Relaxation Systems with Applications to Two-Phase Flow

Abstract

Relaxation systems are widely studied and much used to describe nonequilibrium phenomena, occurring in, for example, two-phase flow. In this thesis we will therefore consider relaxation systems in one space dimension and get some insight into their applications to two-phase flow. Two main topics will be considered: hyperbolic constant-coefficient relaxation systems and a specific two-phase model. Entropy conditions are also studied. All three topics are connected with relaxation processes.The first part consists of a study of the transitional wave-dynamics of strictly hyperbolic constant-coefficient relaxation systems with stable rank one relaxation matrices. By realizing that the eigenvalue polynomial of such a system can be written as a convex sum of the two eigenvalue polynomials of the corresponding formal limiting systems, we show that the system is stable if and only if it fulfills the interlacing property known as the subcharacteristic condition.
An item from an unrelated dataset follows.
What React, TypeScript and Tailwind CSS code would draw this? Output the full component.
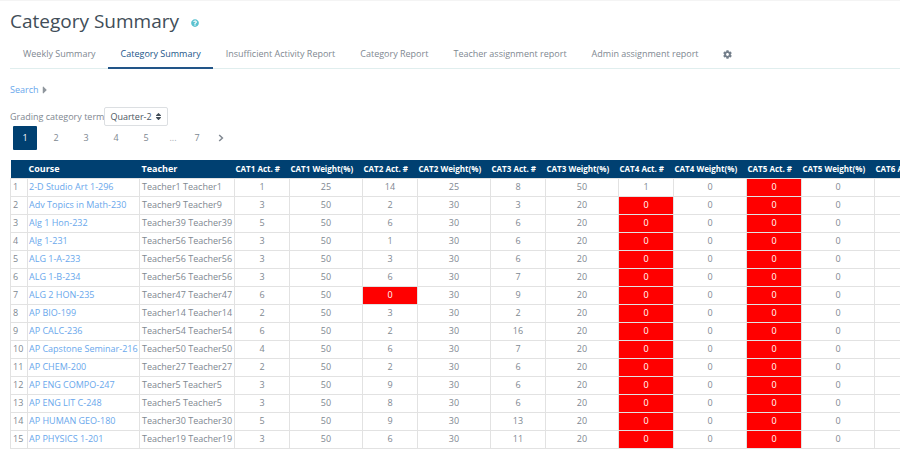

Further, if the system is stable, it is shown that the transitional wave-velocities can never exceed the velocities of the corresponding homogeneous system. The results are applied to a two-phase model. Mathematical entropy is studied in connection with conservative and nonconservative relaxation systems. Beneficial properties, such as symmetry and the fulfillment of the subcharacteristic condition, follow directly from the existence of a convex entropy for conservative systems. This does not hold in general for nonconservative systems. A two-phase model with a well-reservoir interaction term and a viscous term is studied. The estimates that exist for the full model are relaxation parameter dependent. An existence result for the reduced model, the formal limit model as the relaxation time tends to $0$, does therefore not follow directly from the existence result for the full model. A new existence result for the reduced model is therefore achieved in a similar way to that of the full model. It relies on the assumption that specific parameters and initial conditions are small enough. The result also ensures that both phases will exist at any spatial point for any finite time.